- _Instruction_: Leaving out the pictures, retype all the material exactly.

- _Information provided_:
------------

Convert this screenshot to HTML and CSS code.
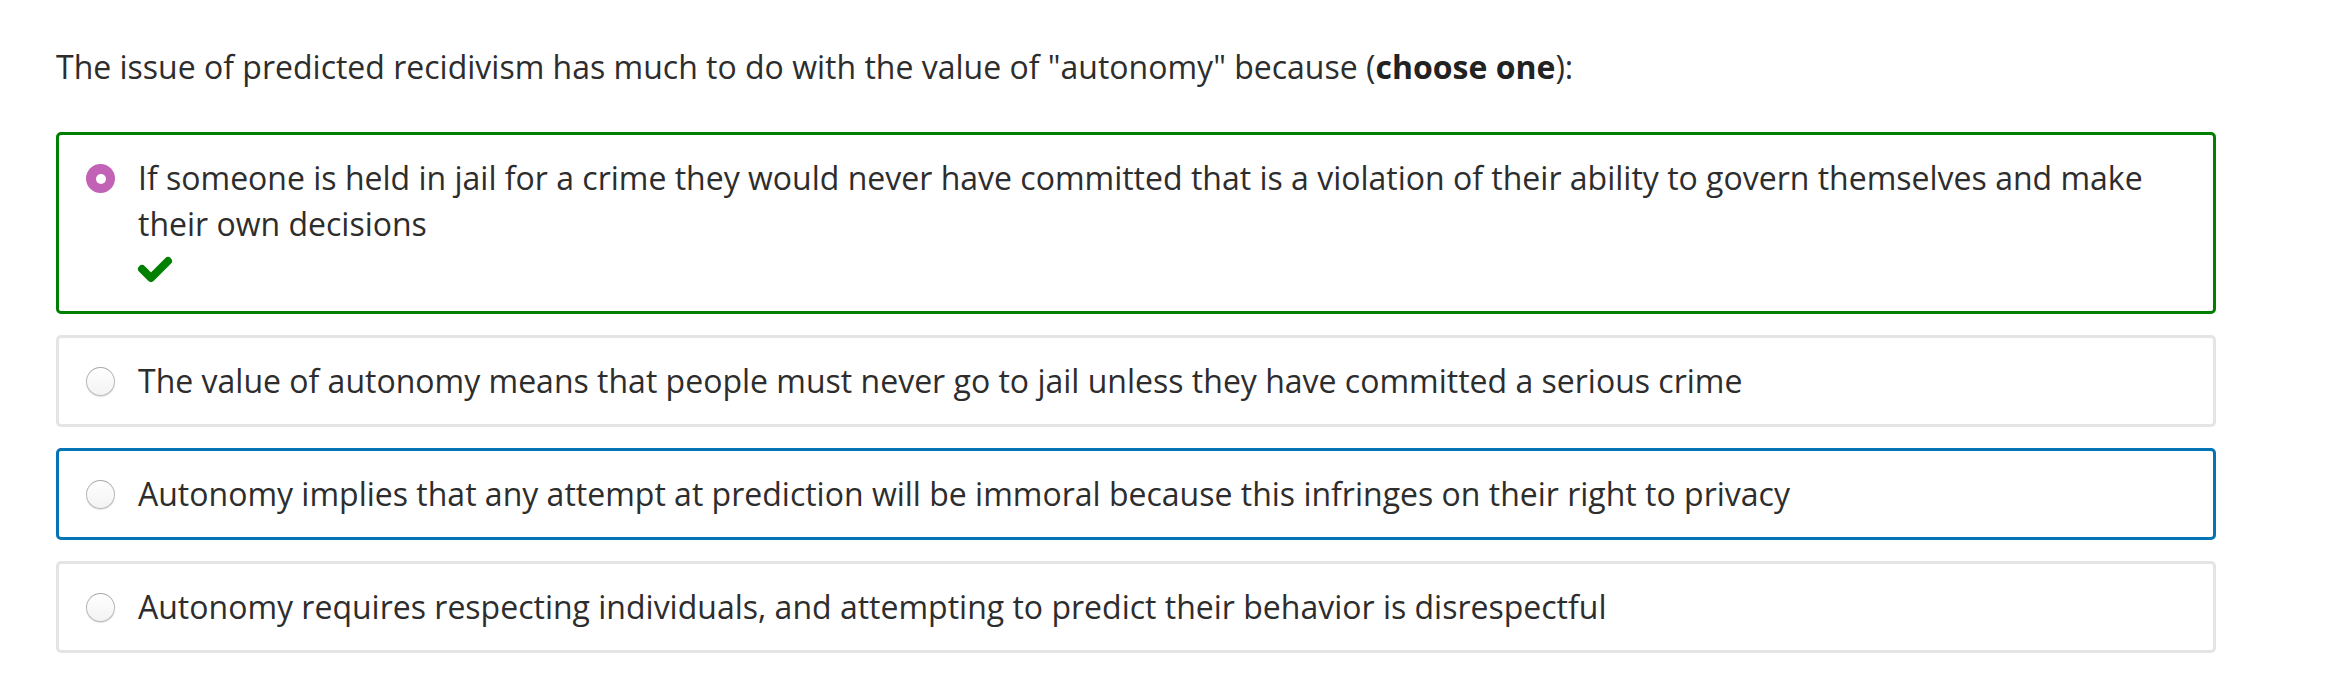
FILE: index.html
```html
<!DOCTYPE html>
<html lang="en">
<head>
<meta charset="utf-8">
<title>Quiz question</title>
<link rel="stylesheet" href="styles.css">
</head>
<body>
<main class="quiz">
  <p class="question">The issue of predicted recidivism has much to do with the value of "autonomy" because (<strong>choose one</strong>):</p>
  <div class="answers">
    <div class="answer answer--correct">
      <span class="radio radio--checked"></span>
      <div class="answer-body">
        <span class="answer-text">If someone is held in jail for a crime they would never have committed that is a violation of their ability to govern themselves and make their own decisions</span>
        <span class="answer-mark">
          <svg class="check" viewBox="0 0 36 30" width="36" height="30" aria-hidden="true"><polyline points="5,15 14,24 31,7" fill="none" stroke="#008000" stroke-width="8" stroke-linecap="round" stroke-linejoin="round"/></svg>
        </span>
      </div>
    </div>
    <div class="answer">
      <span class="radio"></span>
      <div class="answer-body"><span class="answer-text">The value of autonomy means that people must never go to jail unless they have committed a serious crime</span></div>
    </div>
    <div class="answer answer--focus">
      <span class="radio"></span>
      <div class="answer-body"><span class="answer-text">Autonomy implies that any attempt at prediction will be immoral because this infringes on their right to privacy</span></div>
    </div>
    <div class="answer">
      <span class="radio"></span>
      <div class="answer-body"><span class="answer-text">Autonomy requires respecting individuals, and attempting to predict their behavior is disrespectful</span></div>
    </div>
  </div>
</main>
</body>
</html>
```
FILE: styles.css
```css
html, body {
  margin: 0;
  padding: 0;
  background: #ffffff;
}

body {
  font-family: "Open Sans", "DejaVu Sans", sans-serif;
  font-size: 32px;
  color: #2d2d2d;
}

.quiz {
  width: 2160px;
  padding: 44px 0 0 56px;
}

.question {
  margin: 0 0 42px 0;
  line-height: 46px;
}

.question strong {
  font-weight: 700;
  color: #222;
}

.answers {
  display: flex;
  flex-direction: column;
  gap: 21px;
}

.answer {
  display: flex;
  align-items: flex-start;
  gap: 23px;
  border: 3px solid #e4e4e4;
  border-radius: 5px;
  padding: 20px 60px 20px 27px;
  line-height: 46px;
}

.answer--correct {
  border-color: #008000;
}

.answer--focus {
  border-color: #0374b5;
}

.radio {
  flex: none;
  box-sizing: border-box;
  width: 29px;
  height: 29px;
  margin-top: 9px;
  border-radius: 50%;
  border: 1px solid #b9b9b9;
  border-top-color: #a9a9a9;
  background: linear-gradient(#ffffff, #f3f3f3);
  box-shadow: 0 1px 1px rgba(0, 0, 0, 0.12);
  display: flex;
  align-items: center;
  justify-content: center;
}

.radio--checked {
  border: none;
  background: #c262b6;
  box-shadow: none;
}

.radio--checked::after {
  content: "";
  width: 10px;
  height: 10px;
  border-radius: 50%;
  background: #ffffff;
}

.answer-body {
  display: flex;
  flex-direction: column;
}

.answer-mark {
  display: flex;
  align-items: center;
  height: 44px;
}

.check {
  display: block;
  margin-left: -1px;
}
```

------------

- _Complete answer_:
Convert this screenshot to HTML and CSS code.
FILE: index.html
```html
<!DOCTYPE html>
<html lang="en">
<head>
<meta charset="utf-8">
<title>Quiz question</title>
<link rel="stylesheet" href="styles.css">
</head>
<body>
<main class="quiz">
  <p class="question">The issue of predicted recidivism has much to do with the value of "autonomy" because (<strong>choose one</strong>):</p>
  <div class="answers">
    <div class="answer answer--correct">
      <span class="radio radio--checked"></span>
      <div class="answer-body">
        <span class="answer-text">If someone is held in jail for a crime they would never have committed that is a violation of their ability to govern themselves and make their own decisions</span>
        <span class="answer-mark">
          <svg class="check" viewBox="0 0 36 30" width="36" height="30" aria-hidden="true"><polyline points="5,15 14,24 31,7" fill="none" stroke="#008000" stroke-width="8" stroke-linecap="round" stroke-linejoin="round"/></svg>
        </span>
      </div>
    </div>
    <div class="answer">
      <span class="radio"></span>
      <div class="answer-body"><span class="answer-text">The value of autonomy means that people must never go to jail unless they have committed a serious crime</span></div>
    </div>
    <div class="answer answer--focus">
      <span class="radio"></span>
      <div class="answer-body"><span class="answer-text">Autonomy implies that any attempt at prediction will be immoral because this infringes on their right to privacy</span></div>
    </div>
    <div class="answer">
      <span class="radio"></span>
      <div class="answer-body"><span class="answer-text">Autonomy requires respecting individuals, and attempting to predict their behavior is disrespectful</span></div>
    </div>
  </div>
</main>
</body>
</html>
```
FILE: styles.css
```css
html, body {
  margin: 0;
  padding: 0;
  background: #ffffff;
}

body {
  font-family: "Open Sans", "DejaVu Sans", sans-serif;
  font-size: 32px;
  color: #2d2d2d;
}

.quiz {
  width: 2160px;
  padding: 44px 0 0 56px;
}

.question {
  margin: 0 0 42px 0;
  line-height: 46px;
}

.question strong {
  font-weight: 700;
  color: #222;
}

.answers {
  display: flex;
  flex-direction: column;
  gap: 21px;
}

.answer {
  display: flex;
  align-items: flex-start;
  gap: 23px;
  border: 3px solid #e4e4e4;
  border-radius: 5px;
  padding: 20px 60px 20px 27px;
  line-height: 46px;
}

.answer--correct {
  border-color: #008000;
}

.answer--focus {
  border-color: #0374b5;
}

.radio {
  flex: none;
  box-sizing: border-box;
  width: 29px;
  height: 29px;
  margin-top: 9px;
  border-radius: 50%;
  border: 1px solid #b9b9b9;
  border-top-color: #a9a9a9;
  background: linear-gradient(#ffffff, #f3f3f3);
  box-shadow: 0 1px 1px rgba(0, 0, 0, 0.12);
  display: flex;
  align-items: center;
  justify-content: center;
}

.radio--checked {
  border: none;
  background: #c262b6;
  box-shadow: none;
}

.radio--checked::after {
  content: "";
  width: 10px;
  height: 10px;
  border-radius: 50%;
  background: #ffffff;
}

.answer-body {
  display: flex;
  flex-direction: column;
}

.answer-mark {
  display: flex;
  align-items: center;
  height: 44px;
}

.check {
  display: block;
  margin-left: -1px;
}
```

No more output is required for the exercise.